Malawi laws are now personalised

Malawi, as a country, is guided by laws which make up the Malawi Constitution, which is popularly known as the supreme law of the land. The Constitution is expected to pass the test of time. However, some sections can change if the people of Malawi find it necessary. For example, in 1993, when Malawians voted for multiparty politics, relevant sections of the Constitution had to change to accommodate political pluralism.

It is common knowledge that laws are made not with particular persons in mind. Therefore, it is really surprising that some politicians seem to think that certain laws are targeting them. This is pure shallow mindedness. It is such a mindset which resulted into Electoral Reforms Bills being reject in Parliament by Democratic Progressive Party (DPP) legislators and their supporters.

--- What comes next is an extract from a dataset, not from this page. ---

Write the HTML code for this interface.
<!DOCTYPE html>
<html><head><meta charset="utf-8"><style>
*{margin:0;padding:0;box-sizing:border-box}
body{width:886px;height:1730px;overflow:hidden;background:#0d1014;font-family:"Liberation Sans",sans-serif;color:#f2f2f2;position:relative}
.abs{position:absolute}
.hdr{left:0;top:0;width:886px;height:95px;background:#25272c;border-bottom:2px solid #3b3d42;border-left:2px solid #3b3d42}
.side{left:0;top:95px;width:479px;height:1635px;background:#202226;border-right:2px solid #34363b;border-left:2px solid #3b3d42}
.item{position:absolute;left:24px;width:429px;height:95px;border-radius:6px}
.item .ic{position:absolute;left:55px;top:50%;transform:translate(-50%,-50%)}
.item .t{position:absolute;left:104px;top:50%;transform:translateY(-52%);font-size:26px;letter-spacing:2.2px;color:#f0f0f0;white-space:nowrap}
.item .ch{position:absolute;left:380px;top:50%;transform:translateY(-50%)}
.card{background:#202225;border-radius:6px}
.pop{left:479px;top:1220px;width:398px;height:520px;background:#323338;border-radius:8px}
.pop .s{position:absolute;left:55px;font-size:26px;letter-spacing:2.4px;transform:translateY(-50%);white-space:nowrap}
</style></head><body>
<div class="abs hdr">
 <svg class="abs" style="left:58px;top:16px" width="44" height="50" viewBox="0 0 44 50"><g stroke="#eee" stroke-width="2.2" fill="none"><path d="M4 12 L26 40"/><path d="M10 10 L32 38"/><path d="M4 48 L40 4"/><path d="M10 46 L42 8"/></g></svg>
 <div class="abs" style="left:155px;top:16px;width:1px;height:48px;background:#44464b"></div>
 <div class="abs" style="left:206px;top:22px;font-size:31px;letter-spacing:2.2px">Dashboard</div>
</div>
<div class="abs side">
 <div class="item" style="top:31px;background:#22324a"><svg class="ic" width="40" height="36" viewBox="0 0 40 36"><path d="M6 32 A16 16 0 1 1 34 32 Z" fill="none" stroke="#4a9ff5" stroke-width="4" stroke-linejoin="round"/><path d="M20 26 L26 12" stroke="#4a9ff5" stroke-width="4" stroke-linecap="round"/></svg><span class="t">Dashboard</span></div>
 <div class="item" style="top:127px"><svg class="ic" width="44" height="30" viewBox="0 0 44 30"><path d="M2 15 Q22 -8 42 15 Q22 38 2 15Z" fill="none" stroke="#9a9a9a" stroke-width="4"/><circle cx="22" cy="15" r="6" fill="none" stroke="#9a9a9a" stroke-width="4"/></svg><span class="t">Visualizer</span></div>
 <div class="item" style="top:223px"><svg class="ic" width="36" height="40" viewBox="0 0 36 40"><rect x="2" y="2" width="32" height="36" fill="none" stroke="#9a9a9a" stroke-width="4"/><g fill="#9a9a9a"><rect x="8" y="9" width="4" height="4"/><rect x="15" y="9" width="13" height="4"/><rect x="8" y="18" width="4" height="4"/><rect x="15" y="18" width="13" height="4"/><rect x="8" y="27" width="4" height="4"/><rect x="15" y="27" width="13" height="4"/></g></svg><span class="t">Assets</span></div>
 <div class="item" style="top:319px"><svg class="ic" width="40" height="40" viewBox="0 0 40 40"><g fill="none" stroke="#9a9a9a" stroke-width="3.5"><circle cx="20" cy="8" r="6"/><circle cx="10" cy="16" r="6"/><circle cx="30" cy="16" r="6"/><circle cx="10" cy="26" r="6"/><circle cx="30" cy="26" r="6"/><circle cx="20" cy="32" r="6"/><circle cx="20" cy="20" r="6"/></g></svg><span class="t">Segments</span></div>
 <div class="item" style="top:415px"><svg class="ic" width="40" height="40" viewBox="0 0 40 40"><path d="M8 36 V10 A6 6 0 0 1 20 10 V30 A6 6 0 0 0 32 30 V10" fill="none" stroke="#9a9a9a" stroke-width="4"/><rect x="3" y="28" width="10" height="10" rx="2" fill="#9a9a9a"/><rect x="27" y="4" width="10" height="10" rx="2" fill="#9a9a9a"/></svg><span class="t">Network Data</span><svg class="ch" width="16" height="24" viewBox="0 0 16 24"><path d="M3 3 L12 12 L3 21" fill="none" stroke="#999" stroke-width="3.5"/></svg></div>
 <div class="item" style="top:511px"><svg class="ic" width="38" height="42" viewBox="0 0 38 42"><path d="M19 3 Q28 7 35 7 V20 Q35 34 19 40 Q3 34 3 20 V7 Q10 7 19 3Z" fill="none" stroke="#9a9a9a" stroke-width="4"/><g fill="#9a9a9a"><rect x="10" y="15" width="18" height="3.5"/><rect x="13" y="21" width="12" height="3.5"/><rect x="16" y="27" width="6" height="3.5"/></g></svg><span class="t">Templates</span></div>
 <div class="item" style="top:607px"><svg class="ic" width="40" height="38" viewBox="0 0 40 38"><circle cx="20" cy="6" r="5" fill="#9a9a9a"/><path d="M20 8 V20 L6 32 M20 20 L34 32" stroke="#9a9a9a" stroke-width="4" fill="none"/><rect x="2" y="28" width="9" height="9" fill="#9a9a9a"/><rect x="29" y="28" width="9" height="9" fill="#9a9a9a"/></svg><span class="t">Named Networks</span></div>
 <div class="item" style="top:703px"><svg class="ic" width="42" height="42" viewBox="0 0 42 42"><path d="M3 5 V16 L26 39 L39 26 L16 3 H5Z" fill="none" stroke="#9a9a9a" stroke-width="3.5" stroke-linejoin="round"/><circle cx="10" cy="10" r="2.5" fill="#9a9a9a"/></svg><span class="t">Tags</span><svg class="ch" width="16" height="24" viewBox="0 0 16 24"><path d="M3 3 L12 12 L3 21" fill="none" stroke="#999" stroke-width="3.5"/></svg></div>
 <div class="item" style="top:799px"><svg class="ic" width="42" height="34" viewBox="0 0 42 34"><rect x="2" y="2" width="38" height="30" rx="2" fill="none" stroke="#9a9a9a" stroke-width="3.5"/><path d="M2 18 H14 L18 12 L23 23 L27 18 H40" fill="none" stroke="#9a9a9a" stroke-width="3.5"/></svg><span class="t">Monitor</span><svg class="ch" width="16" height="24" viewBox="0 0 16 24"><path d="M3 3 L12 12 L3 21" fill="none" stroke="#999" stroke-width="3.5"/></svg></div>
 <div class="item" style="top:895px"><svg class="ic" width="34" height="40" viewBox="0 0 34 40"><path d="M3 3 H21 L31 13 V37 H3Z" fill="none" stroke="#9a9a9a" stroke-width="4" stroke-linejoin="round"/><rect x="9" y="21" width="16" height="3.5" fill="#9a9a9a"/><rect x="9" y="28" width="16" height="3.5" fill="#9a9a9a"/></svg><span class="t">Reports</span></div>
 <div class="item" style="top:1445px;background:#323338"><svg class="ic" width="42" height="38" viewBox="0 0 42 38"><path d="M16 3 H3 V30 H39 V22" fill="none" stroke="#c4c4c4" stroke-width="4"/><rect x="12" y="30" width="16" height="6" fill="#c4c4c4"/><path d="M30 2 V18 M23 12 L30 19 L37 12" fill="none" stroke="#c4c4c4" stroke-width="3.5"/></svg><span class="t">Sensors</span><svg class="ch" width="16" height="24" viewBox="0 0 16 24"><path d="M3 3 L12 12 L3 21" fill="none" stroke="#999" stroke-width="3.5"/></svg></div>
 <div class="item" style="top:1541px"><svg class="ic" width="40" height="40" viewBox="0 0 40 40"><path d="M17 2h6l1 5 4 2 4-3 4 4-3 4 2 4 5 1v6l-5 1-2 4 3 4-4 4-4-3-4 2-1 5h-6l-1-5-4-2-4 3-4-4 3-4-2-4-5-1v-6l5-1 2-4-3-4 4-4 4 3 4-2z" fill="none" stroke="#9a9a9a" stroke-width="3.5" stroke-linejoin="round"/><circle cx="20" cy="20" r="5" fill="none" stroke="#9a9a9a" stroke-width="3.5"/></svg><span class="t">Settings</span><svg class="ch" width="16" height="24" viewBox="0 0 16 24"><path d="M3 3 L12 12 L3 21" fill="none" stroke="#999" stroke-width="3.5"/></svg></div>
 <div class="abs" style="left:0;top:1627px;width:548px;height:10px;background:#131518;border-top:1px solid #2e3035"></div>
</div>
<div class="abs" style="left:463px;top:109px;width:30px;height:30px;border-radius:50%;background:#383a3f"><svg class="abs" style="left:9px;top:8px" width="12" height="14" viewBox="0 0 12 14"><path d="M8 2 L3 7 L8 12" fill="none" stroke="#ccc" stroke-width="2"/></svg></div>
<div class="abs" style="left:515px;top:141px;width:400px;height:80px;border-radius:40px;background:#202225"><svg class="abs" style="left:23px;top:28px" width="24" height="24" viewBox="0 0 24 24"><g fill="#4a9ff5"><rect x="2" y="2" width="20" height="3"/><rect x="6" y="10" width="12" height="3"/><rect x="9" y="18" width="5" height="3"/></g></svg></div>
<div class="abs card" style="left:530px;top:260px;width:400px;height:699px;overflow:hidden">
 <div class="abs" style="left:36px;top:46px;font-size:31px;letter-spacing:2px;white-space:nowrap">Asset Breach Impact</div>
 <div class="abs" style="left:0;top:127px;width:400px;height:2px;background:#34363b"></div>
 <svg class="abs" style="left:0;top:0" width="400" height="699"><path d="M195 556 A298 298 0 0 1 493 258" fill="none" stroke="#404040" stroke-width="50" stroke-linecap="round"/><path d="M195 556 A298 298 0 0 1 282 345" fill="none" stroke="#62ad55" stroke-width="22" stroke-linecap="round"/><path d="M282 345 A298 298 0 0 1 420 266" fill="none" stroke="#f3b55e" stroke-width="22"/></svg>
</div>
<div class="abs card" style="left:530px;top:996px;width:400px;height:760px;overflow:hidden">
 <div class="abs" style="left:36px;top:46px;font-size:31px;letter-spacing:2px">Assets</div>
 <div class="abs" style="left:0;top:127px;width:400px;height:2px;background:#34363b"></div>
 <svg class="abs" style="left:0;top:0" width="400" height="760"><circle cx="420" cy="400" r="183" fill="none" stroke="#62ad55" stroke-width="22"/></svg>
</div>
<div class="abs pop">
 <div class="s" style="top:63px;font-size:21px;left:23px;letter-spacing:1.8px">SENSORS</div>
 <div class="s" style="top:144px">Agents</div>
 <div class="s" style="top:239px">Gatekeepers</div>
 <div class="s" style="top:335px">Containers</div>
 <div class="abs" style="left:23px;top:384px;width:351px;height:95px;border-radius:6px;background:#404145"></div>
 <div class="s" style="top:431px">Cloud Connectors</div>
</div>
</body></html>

To start with, the Peter Mutharika government presented in Parliament a 50+1 Bill by including MPs and councillors as opposed to recommendations by the Special Law Commission, which stated that the 50+1 is only for the presidential candidate for the time being. The rejection of the Bill was pretty obvious because at some point the Minister of Civic Education, Culture and Community Development, Grace Chiumia was once reported addressing a public meeting where she said the Government does not want the 50+1 Bill and will not support it.

Therefore, the rejection was well planned, though the reasons were not clear. It only sounds illogical and bizarre that the Government can go all out to reject a Bill that it has presented to Parliament. This means that presentation of the 50+1 Bill was a mere window dressing exercise to hoodwick the Public Affairs Committee (PAC), which had promised Government, in earnest, to stop national demonstrations if the Bill will be presented and passed in Parliament. This level of cheating, that Government showed, just proves that it is not reputable and not trustworthy.

Meanwhile, the rejection of 50+1 and other Electoral Reforms Bills has created a lot of public debate. The Government seems to have a wrong perception that the Bills are targeting President Peter Mutharika in a sense that he is bound to lose the 2019 General Elections if he doesn’t get the 50+1 because it is assumed that the opposition parties will gang up under one candidate in the second-round, and win the election. The question is: What is wrong if another presidential candidate wins? DPP must know that it has no monopoly to rule for ever in a multi-party set-up. In fact, any sensible presidential candidate should be willing to go for the second-round of voting, to prove his popularity and legitimacy by being elected by the majority of voters.

At the moment, it can be stated that it is a well-known fact that when laws are made in Malawi, they are not made with a particular person in mind. Therefore, it is wrong to assume that the new electoral laws are targeting Mutharika. Those people who subscribe to this way of thinking should know better that Mutharika will not be the country’s president for life. Just as he took over the presidency from another person, he will also leave it for another person, and the laws will continue being applied.

In fact, there is no democratic country which can spend money making laws to suit a particular leader. In Malawi, laws are made for the people of Malawi, regardless of their political affiliations. Therefore, it is myopic for anyone to think that he is more important to the extent that laws are targeting him. One can only appeal to parliamentarians to act professionally and not be divided by the so-called important people and vote wrongly as they did on the 50+1 Bill.